• _Data segment_

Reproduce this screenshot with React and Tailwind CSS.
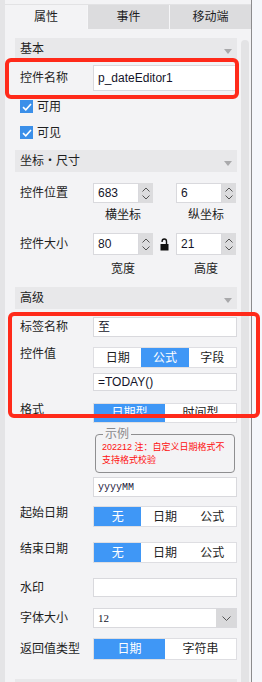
import React from 'react'

function Header({ title, className = '' }) {
  return (
    <div className={`ml-[10px] w-[222px] h-[22px] bg-[#e8e8ea] flex items-center justify-between pl-[5px] pr-[5px] text-[12px] text-[#1e1e1e] ${className}`}>
      <span>{title}</span>
      <svg width="8" height="5" viewBox="0 0 8 5" className="mt-[4px]">
        <path d="M0 0h8L4 5z" fill="#a9a9ab" />
      </svg>
    </div>
  )
}

function Row({ label, className = '', align = 'items-center', children }) {
  return (
    <div className={`flex ${align} ml-[10px] w-[222px] ${className}`}>
      <div className="w-[78px] pl-[5px] text-[12px] leading-[14px] text-[#1e1e1e] shrink-0">{label}</div>
      {children}
    </div>
  )
}

function Input({ value = '', h = 'h-[20px]', className = '' }) {
  return (
    <div className={`w-[144px] ${h} bg-white border border-[#d9d9dd] flex items-center pl-[4px] text-[12px] text-[#15152a] ${className}`}>
      {value}
    </div>
  )
}

function Seg({ items, active, h = 'h-[21px]' }) {
  return (
    <div className={`w-[144px] ${h} bg-white border border-[#dedee2] flex text-[12px]`}>
      {items.map((it, i) => (
        <div
          key={it}
          className={`flex-1 flex items-center justify-center ${i === active ? 'bg-[#3f97f6] text-white' : 'text-[#1e1e1e]'}`}
        >
          {it}
        </div>
      ))}
    </div>
  )
}

function Spin({ value, h }) {
  return (
    <div className={`flex ${h}`}>
      <div className="w-[46px] bg-white border border-[#d9d9dd] flex items-center pl-[4px] text-[12px] text-[#15152a]">
        {value}
      </div>
      <div className="w-[14px] bg-[#dcdcde] flex flex-col items-center justify-center gap-[3px]">
        <svg width="8" height="5" viewBox="0 0 8 5"><path d="M0.5 4.5L4 1l3.5 3.5" stroke="#555" fill="none" /></svg>
        <svg width="8" height="5" viewBox="0 0 8 5"><path d="M0.5 0.5L4 4l3.5-3.5" stroke="#555" fill="none" /></svg>
      </div>
    </div>
  )
}

function Check({ label, className = '' }) {
  return (
    <div className={`flex items-center ml-[15px] h-[13px] ${className}`}>
      <div className="w-[13px] h-[13px] bg-[#3b8fe9] flex items-center justify-center">
        <svg width="10" height="8" viewBox="0 0 10 8">
          <path d="M1 4.2l2.8 2.6L9 1" stroke="white" strokeWidth="1.6" fill="none" />
        </svg>
      </div>
      <span className="ml-[4px] text-[12px] text-[#1e1e1e]">{label}</span>
    </div>
  )
}

export default function App() {
  return (
    <div className="relative w-[262px] h-[682px] overflow-hidden flex bg-[#f3f3f5] font-['Liberation_Sans','Noto_Sans_CJK_SC',sans-serif]">
      {/* left strip */}
      <div className="w-[5px] bg-[#e4e4e6] shrink-0" />

      {/* main panel */}
      <div className="w-[246px] shrink-0 flex flex-col">
        <div className="h-[5px] shrink-0 bg-[#f3f3f5] border-b border-[#e2e2e4]" />
        <div className="h-[24px] shrink-0 flex text-[12px] text-[#1e1e1e]">
          <div className="w-[82px] flex items-center justify-center bg-[#f3f3f5]">属性</div>
          <div className="w-[82px] flex items-center justify-center bg-[#dcdcde] border-l border-[#f6f6f8]">事件</div>
          <div className="w-[82px] flex items-center justify-center bg-[#dcdcde] border-l border-[#f6f6f8]">移动端</div>
        </div>

        <div className="flex flex-1 min-h-0">
          <div className="w-[236px] flex flex-col [&>*]:shrink-0">
            <Header title="基本" className="mt-[9px]" />
            <Row label="控件名称" className="mt-[5px]">
              <Input value="p_dateEditor1" h="h-[26px]" />
            </Row>
            <Check label="可用" className="mt-[9px]" />
            <Check label="可见" className="mt-[13px]" />

            <Header title="坐标・尺寸" className="mt-[11px]" />
            <Row label="控件位置" className="mt-[11px]">
              <Spin value="683" h="h-[20px]" />
              <div className="w-[23px]" />
              <Spin value="6" h="h-[20px]" />
            </Row>
            <div className="flex ml-[88px] mt-[5px] text-[12px] leading-[14px] text-[#1e1e1e]">
              <div className="w-[60px] text-center">横坐标</div>
              <div className="w-[23px]" />
              <div className="w-[60px] text-center">纵坐标</div>
            </div>
            <Row label="控件大小" className="mt-[11px]">
              <Spin value="80" h="h-[22px]" />
              <div className="w-[23px] flex items-center justify-center">
                <svg width="9" height="13" viewBox="0 0 9 13">
                  <path d="M6.5 6V3.2a2.2 2.2 0 0 0-4.4 0V4" stroke="#111" strokeWidth="1.4" fill="none" />
                  <rect x="0.5" y="6" width="8" height="6.5" fill="#111" />
                </svg>
              </div>
              <Spin value="21" h="h-[22px]" />
            </Row>
            <div className="flex ml-[88px] mt-[7px] text-[12px] leading-[14px] text-[#1e1e1e]">
              <div className="w-[60px] text-center">宽度</div>
              <div className="w-[23px]" />
              <div className="w-[60px] text-center">高度</div>
            </div>

            <Header title="高级" className="mt-[11px]" />
            <Row label="标签名称" className="mt-[8px]">
              <Input value="至" />
            </Row>
            <Row label="控件值" className="mt-[10px]" align="items-start">
              <Seg items={['日期', '公式', '字段']} active={1} />
            </Row>
            <div className="ml-[88px] mt-[5px]">
              <Input value="=TODAY()" h="h-[18px]" />
            </div>
            <Row label="格式" className="mt-[12px]" align="items-start">
              <Seg items={['日期型', '时间型']} active={0} h="h-[20px]" />
            </Row>
            <fieldset className="ml-[90px] mt-[5px] w-[140px] h-[45px] border border-[#8e8e90] rounded-[4px] pl-[6px]">
              <legend className="ml-[1px] px-[2px] text-[12px] leading-[12px] text-[#8a8a8c]">示例</legend>
              <div className="text-[9px] leading-[13px] text-[#ff1010] whitespace-nowrap mt-[1px]">
                202212 注：自定义日期格式不
                <br />
                支持格式校验
              </div>
            </fieldset>
            <div className="ml-[88px] mt-[4px]">
              <Input value={<span className="font-['Liberation_Mono',monospace] text-[10px] text-[#1a1a3a]">yyyyMM</span>} />
            </div>
            <Row label="起始日期" className="mt-[9px]" align="items-start">
              <Seg items={['无', '日期', '公式']} active={0} />
            </Row>
            <Row label="结束日期" className="mt-[15px]" align="items-start">
              <Seg items={['无', '日期', '公式']} active={0} />
            </Row>
            <Row label="水印" className="mt-[15px]">
              <Input h="h-[19px]" />
            </Row>
            <Row label="字体大小" className="mt-[11px]">
              <div className="w-[144px] h-[20px] bg-white border border-[#d9d9dd] flex">
                <div className="flex-1 flex items-center pl-[4px] text-[11px] font-['Liberation_Serif',serif] text-[#15152a]">12</div>
                <div className="w-[20px] bg-[#d9d9db] flex items-center justify-center">
                  <svg width="9" height="5" viewBox="0 0 9 5"><path d="M0.5 0.5L4.5 4.5l4-4" stroke="#555" fill="none" /></svg>
                </div>
              </div>
            </Row>
            <Row label="返回值类型" className="mt-[10px]">
              <Seg items={['日期', '字符串']} active={0} h="h-[22px]" />
            </Row>
            <Header title="" className="mt-[19px]" />
          </div>
          <div className="w-[8px] mt-[11px] bg-[#e3e3e5] rounded-t-[4px]" />
          <div className="w-[2px]" />
        </div>
      </div>

      {/* divider + right strip */}
      <div className="w-[1px] bg-[#8c8c8e] shrink-0" />
      <div className="flex-1 bg-[#f5f7fb]" />

      {/* red annotation boxes */}
      <div className="absolute left-[5px] top-[58px] w-[234px] h-[41px] border-[4px] border-[#ff2a1a] rounded-[6px]" />
      <div className="absolute left-[8px] top-[312px] w-[252px] h-[106px] border-[4px] border-[#ff2a1a] rounded-[6px]" />
    </div>
  )
}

• _Exercise instructions_
Of all the lines in the listing above, how many contain the word "React"? Answer with the number alone.

• _Exercise answer_
2